Confession, obviously, implies that the divine power, God, is just and forgiving, and loves all human creation, which no matter how flawed in its use of free will is after all the work of His own hand. To admit to have dishonored more than oneself by seeking to gratify sexual desires by abusing innocent children must also dishonor the Creator’s work. To be able to seek absolution for the mistake, the sin, and to seek redemption through penance so that the soul could be cleansed and begin again, reforming itself into the actions of a better human being, is understandable.

But what is not understandable is the church hierarchy’s decades long – or worse yet, perhaps centuries long – methodology of allowing confessed or, even more pathetic, discovered clerical pedophiles to return to contact with innocent children.

The very idea of confession and absolution is that God understands the fallibility of humans, His creation, and that God wants to see men and women move past their mistakes. This belief is intrinsic to the concept of confession, but the historic goal was to correct and improve conduct, not to provide a revolving door of temporary grace, whereby a continuous flow of self-gratifying, misanthropic behavior could be reconciled, and all the worse that it would happen within the robes of clerical authority.

Yet as has been clearly illustrated in almost countless recent court cases, the Catholic system kept forgiving its own for the most unforgivable sins, which in some cases were repeated over and over again and overlooked over and over again.
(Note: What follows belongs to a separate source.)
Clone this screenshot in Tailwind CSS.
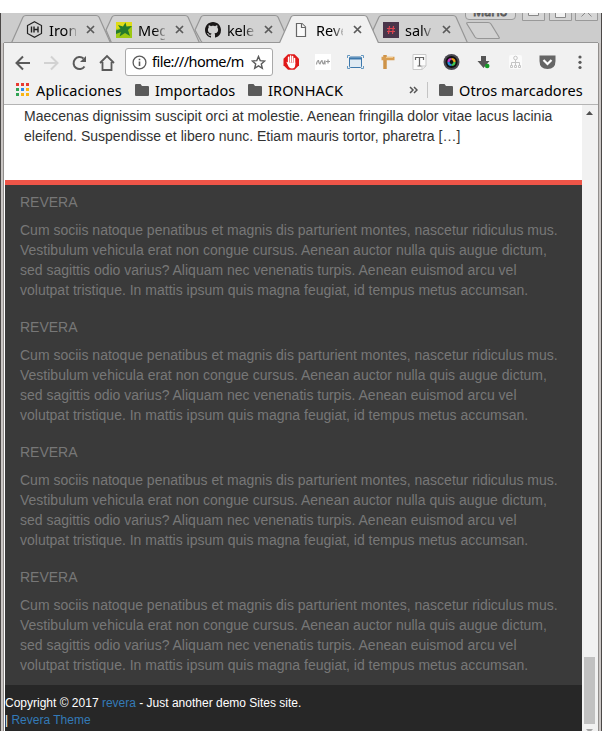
<!DOCTYPE html>
<html lang="es">
<head>
<meta charset="utf-8">
<title>Revera</title>
<script src="https://cdn.jsdelivr.net/npm/@tailwindcss/browser@4"></script>
</head>
<body class="w-[602px] h-[744px] overflow-hidden bg-white py-[13px]">
<div class="relative flex h-[718px] flex-col overflow-hidden border-l border-[#4b4847] bg-[#cccccc] font-['Noto_Sans',sans-serif] text-black">
  <!-- Tab strip -->
  <header class="relative h-[30px] shrink-0">
    <svg class="absolute -left-px top-0" width="602" height="30" viewBox="0 13 602 30" fill="none">
      <g fill="#d2d2d2" stroke="#969696" stroke-width="1.2">
        <path d="M373 30L379 17Q380 15.500 382 15.500H453Q455 15.500 456 17L468 44H374L373 42Z"/>
        <path d="M195 30L201 17Q202 15.500 204 15.500H275Q277 15.500 278 17L290 44H206Q203 44 201 41Z"/>
        <path d="M106 30L112 17Q113 15.500 115 15.500H185Q187 15.500 188 17L200 44H112Z"/>
        <path d="M11 44L23 17Q24 15.500 26 15.500H96Q98 15.500 99 17L111 44Z"/>
        <path d="M468 22.500H488Q490 22.500 491 24L499 37Q500 38.500 498 38.500H478Q476 38.500 475 37L467 24Q466 22.500 468 22.500Z"/>
      </g>
      <path d="M4 42.500H598" stroke="#969696"/>
      <path d="M279 44L291 17Q292 15.500 294 15.500H364Q366 15.500 367 17L379 44Z" fill="#f1f1f1" stroke="#969696" stroke-width="1.2"/>
      <g fill="#d5d5d5" stroke="#999">
        <path d="M465.500 10V16Q465.500 19.500 469 19.500H512Q515.500 19.500 515.500 16V10Z"/>
        <path d="M522.500 10V20.500H544.500V10ZM549.500 10V20.500H571.500V10ZM575.500 10V20.500H597.500V10Z"/>
      </g>
      <path d="M528.500 12V15.500H538.500V12M555.500 12V17.500H565.500V12M581.500 16.500L585 13M591.500 16.500L588 13" stroke="#888" fill="#f2f2f2"/>
      <path d="M601.500 13V43" stroke="#4b4847"/>
    </svg>
    <div class="absolute left-[472px] top-0 h-[5px] w-10 overflow-hidden text-[12.5px]"><span class="block -mt-[9px] leading-[16px] text-[#eee] [-webkit-text-stroke:0.9px_#555]">Mario</span></div>
    <div class="relative flex h-[30px] items-center pl-[25px] pt-[3px] text-[14.5px] leading-[20px]">
      <div class="flex w-[89px] items-center">
        <svg class="mr-[6px] shrink-0" width="17" height="17" viewBox="0 0 17 17" fill="none" stroke="#222"><path d="M8.500 .8L15.500 4.500V12.500L8.500 16.200L1.500 12.500V4.500Z" stroke-width="1.200"/><path d="M5.500 5.500V11.500M8 5.500V11.500M12 5.500V11.500M8 8.500H12" stroke-width="1.400"/></svg>
        <span class="w-[27px] overflow-hidden bg-linear-to-r from-black from-60% to-black/20 bg-clip-text text-transparent">Iron</span>
        <svg class="ml-[9.500px]" width="9" height="9" viewBox="0 0 9 9" stroke="#5a5a5a" stroke-width="1.700"><path d="M1 1L8 8M8 1L1 8"/></svg>
      </div>
      <div class="flex w-[89px] items-center pl-px">
        <svg class="mr-[6px] shrink-0" width="16" height="16" viewBox="0 0 16 16"><rect width="16" height="16" fill="#9cc814"/><path d="M0 0H16V4L0 7Z" fill="#e0dc18"/><path d="M9.500 .5L10.500 4.500L16 4L12 8L14 14L9 11L3.500 14.500L5 10L0 12V8.500L4.500 7L2 3L7 4.500Z" fill="#247a2c"/></svg>
        <span class="w-[27px] overflow-hidden bg-linear-to-r from-black from-60% to-black/20 bg-clip-text text-transparent">Meg</span>
        <svg class="ml-[9.500px]" width="9" height="9" viewBox="0 0 9 9" stroke="#5a5a5a" stroke-width="1.700"><path d="M1 1L8 8M8 1L1 8"/></svg>
      </div>
      <div class="flex w-[89px] items-center pl-px">
        <svg class="mr-[6px] shrink-0" width="16" height="16" viewBox="0 0 16 16" fill="#191717"><path d="M8 0C3.580 0 0 3.580 0 8c0 3.540 2.290 6.530 5.470 7.590.4.070.55-.17.55-.38 0-.19-.01-.82-.01-1.490-2.010.37-2.530-.49-2.690-.94-.09-.23-.48-.94-.82-1.130-.28-.15-.68-.52-.01-.53.63-.01 1.080.58 1.230.82.72 1.210 1.870.87 2.330.66.07-.52.28-.87.51-1.070-1.780-.2-3.640-.89-3.640-3.950 0-.87.31-1.590.82-2.150-.08-.2-.36-1.020.08-2.120 0 0 .67-.21 2.200.82.64-.18 1.320-.27 2-.27s1.360.09 2 .27c1.530-1.040 2.200-.82 2.200-.82.44 1.100.16 1.920.08 2.120.51.56.82 1.270.82 2.150 0 3.070-1.870 3.750-3.650 3.950.29.25.54.73.54 1.480 0 1.070-.01 1.930-.01 2.200 0 .21.15.46.55.38A8.010 8.010 0 0 0 16 8c0-4.420-3.580-8-8-8z"/></svg>
        <span class="w-[27px] overflow-hidden bg-linear-to-r from-black from-60% to-black/20 bg-clip-text tracking-[-0.2px] text-transparent">kele</span>
        <svg class="ml-[9.500px]" width="9" height="9" viewBox="0 0 9 9" stroke="#5a5a5a" stroke-width="1.700"><path d="M1 1L8 8M8 1L1 8"/></svg>
      </div>
      <div class="flex w-[89px] items-center">
        <svg class="mr-[7px] shrink-0" width="16" height="16" viewBox="0 0 16 16" fill="#fafafa" stroke="#666" stroke-width="1.200"><path d="M3.500 1.500H9L12.500 5V14.500H3.500Z"/><path d="M8.500 1.500V5.500H12.500"/></svg>
        <span class="w-[27px] overflow-hidden bg-linear-to-r from-black from-60% to-black/20 bg-clip-text text-transparent">Reve</span>
        <svg class="ml-[9.500px]" width="9" height="9" viewBox="0 0 9 9" stroke="#5a5a5a" stroke-width="1.700"><path d="M1 1L8 8M8 1L1 8"/></svg>
      </div>
      <div class="flex w-[89px] items-center pl-px">
        <svg class="mr-[6px] shrink-0" width="16" height="16" viewBox="0 0 16 16"><rect width="16" height="16" fill="#49354a"/><path d="M6.500 4L5.500 12M10.500 4L9.500 12M4 6.500H12M4 9.500H12" stroke="#dd4450" stroke-width="1.200"/></svg>
        <span class="w-[27px] overflow-hidden bg-linear-to-r from-black from-60% to-black/20 bg-clip-text text-transparent">salv</span>
        <svg class="ml-[9.500px]" width="9" height="9" viewBox="0 0 9 9" stroke="#5a5a5a" stroke-width="1.700"><path d="M1 1L8 8M8 1L1 8"/></svg>
      </div>
    </div>
  </header>

  <div class="flex min-h-0 flex-1 border-l-2 border-[#cac6c4]">
   <div class="flex min-w-0 flex-1 flex-col border-l border-[#918e8c] bg-[#f1f1f1]">
    <!-- Toolbar -->
    <div class="flex h-[38px] shrink-0 items-center pl-[11px]">
      <svg class="mt-px shrink-0" width="101" height="18" viewBox="15 53 101 18" fill="none" stroke="#5a5a5a" stroke-width="2"><path d="M30 62H17M23 55.500L16.500 62L23 68.500"/><path d="M44 62H57M51 55.500L57.500 62L51 68.500" stroke="#d2d2d2"/><path d="M84.500 65.500A6 6 0 1 1 83.500 57.500"/><path d="M86 55V61H80Z" fill="#5a5a5a" stroke="none"/><path d="M100 62L107 55L114 62M102.500 61V69H111.500V61" stroke-width="1.800"/></svg>
      <div class="ml-[9px] flex h-[28px] w-[148px] shrink-0 items-center rounded-[3px] border border-[#a9a9a9] bg-white pl-[5.500px]">
        <svg class="shrink-0" width="15" height="15" viewBox="0 0 15 15" fill="none" stroke="#5a5a5a"><circle cx="7.500" cy="7.500" r="6.400" stroke-width="1.300"/><path d="M7.500 6.500V11M7.500 3.700V5.300" stroke-width="1.600"/></svg>
        <span class="ml-[5.500px] w-[97px] whitespace-nowrap text-[14.500px] tracking-[-0.52px]">file:///home/m</span>
        <svg class="ml-[2px] shrink-0" width="15" height="15" viewBox="0 0 15 15" fill="none" stroke="#5a5a5a" stroke-width="1.400"><path d="M7.500 1.500L9.200 5.600L13.700 6L10.300 8.900L11.300 13.300L7.500 10.900L3.700 13.300L4.700 8.900L1.300 6L5.800 5.600Z"/></svg>
      </div>
      <svg class="ml-[9px] shrink-0" width="306" height="20" viewBox="282 52 306 20" fill="none">
        <path d="M288 54.300H294.500L299 58.800V65.200L294.500 69.700H288L283.500 65.200V58.800Z" fill="#e01818"/><path d="M288.600 57.200V63M290.600 56V62M292.600 56.500V62M294.500 58.500V64" stroke="#fff" stroke-width="1.500" stroke-linecap="round"/><path d="M286.300 61.800L288.300 62.500H295.200V65.500Q295 68.300 292 68.500Q289.500 68.500 288.500 66.500Z" fill="#fff"/>
        <rect x="315" y="54" width="16" height="16" fill="#fff"/><path d="M316.500 64.500Q317 60.500 318.500 60.500Q319 64 320 64Q321 60.500 322 60.500Q322.500 64 323.500 64L325 60.500V64.500M326 61.500H330M328 59.500V63.500" stroke="#999" stroke-width="1.200"/>
        <rect x="349.500" y="57" width="12" height="10.500" rx="1" fill="#dfeaf3" stroke="#3d78ac"/><path d="M349.500 58.500H361.500" stroke="#3d78ac" stroke-width="2"/><path d="M347.500 58V55.500H350M361 55.500H363.500V58M363.500 66V68.500H361M350 68.500H347.500V66" stroke="#6699c2"/>
        <path d="M385 55V69" stroke="#ce9348" stroke-width="3.500"/><path d="M381.500 58.500H394.500" stroke="#d99e52" stroke-width="3.500"/><path d="M386 57.500H393" stroke="#f0c98c"/>
        <path d="M413 54.500H426V66L422 69.500H413Z" fill="#fcfcfc" stroke="#c9c9c9"/><path d="M426 66H422V69.500" stroke="#c9c9c9"/><path d="M415.500 60V57.500H423.500V60M419.500 57.500V66M417.500 66H421.500" stroke="#666" stroke-width="1.200"/>
        <circle cx="451.500" cy="62" r="8" fill="#4a4850"/><circle cx="451.500" cy="62" r="6" fill="#111"/><path d="M448.500 62A3 3 0 0 1 451.500 59" stroke="#c43ccc" stroke-width="2.200"/><path d="M451.500 59A3 3 0 0 1 454.500 62" stroke="#efa41c" stroke-width="2.200"/><path d="M454.500 62A3 3 0 0 1 451.500 65" stroke="#42c650" stroke-width="2.200"/><path d="M451.500 65A3 3 0 0 1 448.500 62" stroke="#268de0" stroke-width="2.200"/>
        <path d="M481 56H486V61H489.500L483.500 68L477.500 61H481Z" fill="#555"/><circle cx="487.200" cy="66" r="2.300" fill="#159926"/>
        <rect x="509" y="55" width="13" height="14" rx="2" fill="#fbfbfb"/><circle cx="515.500" cy="58" r="1.800" stroke="#c5c5c5"/><path d="M515.500 60V66M511.500 65V62.500H519.500V65" stroke="#c5c5c5"/><path d="M510.500 65.500H512.500V67.500H510.500ZM514.500 65.500H516.500V67.500H514.500ZM518.500 65.500H520.500V67.500H518.500Z" stroke="#c5c5c5"/>
        <path d="M539.500 55.500H555.500V61Q555.500 69 547.500 69Q539.500 69 539.500 61Z" fill="#666"/><path d="M543.500 60L547.500 64L551.500 60" stroke="#fff" stroke-width="2.200"/>
        <g fill="#5a5a5a"><circle cx="580" cy="57" r="1.600"/><circle cx="580" cy="62.300" r="1.600"/><circle cx="580" cy="67.500" r="1.600"/></g>
      </svg>
    </div>
    <!-- Bookmarks -->
    <div class="flex h-[24px] shrink-0 items-center border-b border-[#b4b4b4] pb-[6px] pl-[12px] text-[14.5px] leading-[18px] whitespace-nowrap">
      <div class="grid w-[13px] shrink-0 grid-cols-3 gap-[2px]">
        <i class="size-[3px] bg-[#e93b32]"></i><i class="size-[3px] bg-[#e93b32]"></i><i class="size-[3px] bg-[#e93b32]"></i>
        <i class="size-[3px] bg-[#31a354]"></i><i class="size-[3px] bg-[#2d8ae8]"></i><i class="size-[3px] bg-[#f9b514]"></i>
        <i class="size-[3px] bg-[#31a354]"></i><i class="size-[3px] bg-[#f9b514]"></i><i class="size-[3px] bg-[#f9b514]"></i>
      </div>
      <span class="ml-[7px] w-[99px] tracking-[0.12px]">Aplicaciones</span>
      <svg class="shrink-0" width="14" height="12" viewBox="0 0 14 12" fill="#5a5a5a"><path d="M1 0H5.500L7 2H13Q14 2 14 3V11Q14 12 13 12H1Q0 12 0 11V1Q0 0 1 0Z"/></svg>
      <span class="ml-[6px] w-[93px]">Importados</span>
      <svg class="shrink-0" width="14" height="12" viewBox="0 0 14 12" fill="#5a5a5a"><path d="M1 0H5.500L7 2H13Q14 2 14 3V11Q14 12 13 12H1Q0 12 0 11V1Q0 0 1 0Z"/></svg>
      <span class="ml-[6px] w-[141px] tracking-[0.12px]">IRONHACK</span>
      <svg class="shrink-0" width="9" height="8" viewBox="0 0 9 8" fill="none" stroke="#555" stroke-width="1.500"><path d="M1 1L4 4L1 7M5 1L8 4L5 7"/></svg>
      <span class="ml-[9px] mr-[11px] h-[16px] w-px bg-[#c4c4c4]"></span>
      <svg class="shrink-0" width="14" height="12" viewBox="0 0 14 12" fill="#5a5a5a"><path d="M1 0H5.500L7 2H13Q14 2 14 3V11Q14 12 13 12H1Q0 12 0 11V1Q0 0 1 0Z"/></svg>
      <span class="ml-[6px] tracking-[0.06px]">Otros marcadores</span>
    </div>
    <!-- Page -->
    <div class="flex min-h-0 flex-1">
      <main class="flex w-[578px] shrink-0 flex-col border-l border-white bg-white font-['Liberation_Sans',sans-serif] text-[14px] leading-[20px] text-[#333]">
        <p class="h-[75px] shrink-0 pl-[19px] pt-px whitespace-nowrap tracking-[0.008px]">Maecenas dignissim suscipit orci at molestie. Aenean fringilla dolor vitae lacus lacinia<br>eleifend. Suspendisse et libero nunc. Etiam mauris tortor, pharetra […]</p>
        <div class="h-[505px] shrink-0 border-t-[5px] border-[#ee5548] bg-[#3a3a3a] pl-[15px] pt-[7px] whitespace-nowrap text-[#777]">
          <section class="h-[125px]"><h3 class="mb-[8px]">REVERA</h3><p>Cum sociis natoque penatibus et magnis dis parturient montes, nascetur ridiculus mus.<br>Vestibulum vehicula erat non congue cursus. Aenean auctor nulla quis augue dictum,<br>sed sagittis odio varius? Aliquam nec venenatis turpis. Aenean euismod arcu vel<br>volutpat tristique. In mattis ipsum quis magna feugiat, id tempus metus accumsan.</p></section>
          <section class="h-[125px]"><h3 class="mb-[8px]">REVERA</h3><p>Cum sociis natoque penatibus et magnis dis parturient montes, nascetur ridiculus mus.<br>Vestibulum vehicula erat non congue cursus. Aenean auctor nulla quis augue dictum,<br>sed sagittis odio varius? Aliquam nec venenatis turpis. Aenean euismod arcu vel<br>volutpat tristique. In mattis ipsum quis magna feugiat, id tempus metus accumsan.</p></section>
          <section class="h-[125px]"><h3 class="mb-[8px]">REVERA</h3><p>Cum sociis natoque penatibus et magnis dis parturient montes, nascetur ridiculus mus.<br>Vestibulum vehicula erat non congue cursus. Aenean auctor nulla quis augue dictum,<br>sed sagittis odio varius? Aliquam nec venenatis turpis. Aenean euismod arcu vel<br>volutpat tristique. In mattis ipsum quis magna feugiat, id tempus metus accumsan.</p></section>
          <section><h3 class="mb-[8px]">REVERA</h3><p>Cum sociis natoque penatibus et magnis dis parturient montes, nascetur ridiculus mus.<br>Vestibulum vehicula erat non congue cursus. Aenean auctor nulla quis augue dictum,<br>sed sagittis odio varius? Aliquam nec venenatis turpis. Aenean euismod arcu vel<br>volutpat tristique. In mattis ipsum quis magna feugiat, id tempus metus accumsan.</p></section>
        </div>
        <footer class="flex-1 bg-[#272727] pt-[10px] text-[12px] leading-[17px] text-white">Copyright © 2017 <a class="text-[#337ab7]">revera</a> - Just another demo Sites site.<br>| <a class="text-[#337ab7]">Revera Theme</a></footer>
      </main>
      <div class="flex w-[15px] flex-col items-center bg-[#f1f1f1]">
        <svg class="mt-[6px] shrink-0" width="7" height="4" fill="#505050"><path d="M0 4L3.500 0L7 4Z"/></svg>
        <div class="mt-[542px] h-[67px] w-[11px] shrink-0 bg-[#c1c1c1]"></div>
        <svg class="mt-[5px] shrink-0" width="7" height="4" fill="#a3a3a3"><path d="M0 0H7L3.500 4Z"/></svg>
      </div>
    </div>
   </div>
   <div class="w-[4px] shrink-0 border-l border-r border-l-[#918e8c] border-r-[#4b4847] bg-[#cac6c4]"></div>
  </div>
</div>
</body>
</html>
It would have been much better if the Catholic hierarchy had remained silent on the issue of homosexual marriage, but it did not, perhaps it could not, and in all events it has now opened the discussion to its fullest extent, and it must bear the consequences. It would be heartening to see the Catholic Church truly start accepting its own sins, and illustrate the true remorse and corrective action it has so often demanded of its faithful. Above all it should not try to confuse or obfuscate its unfortunate and ugly recent history by attacking others whose only issue is one of natural being, not of conscious choice.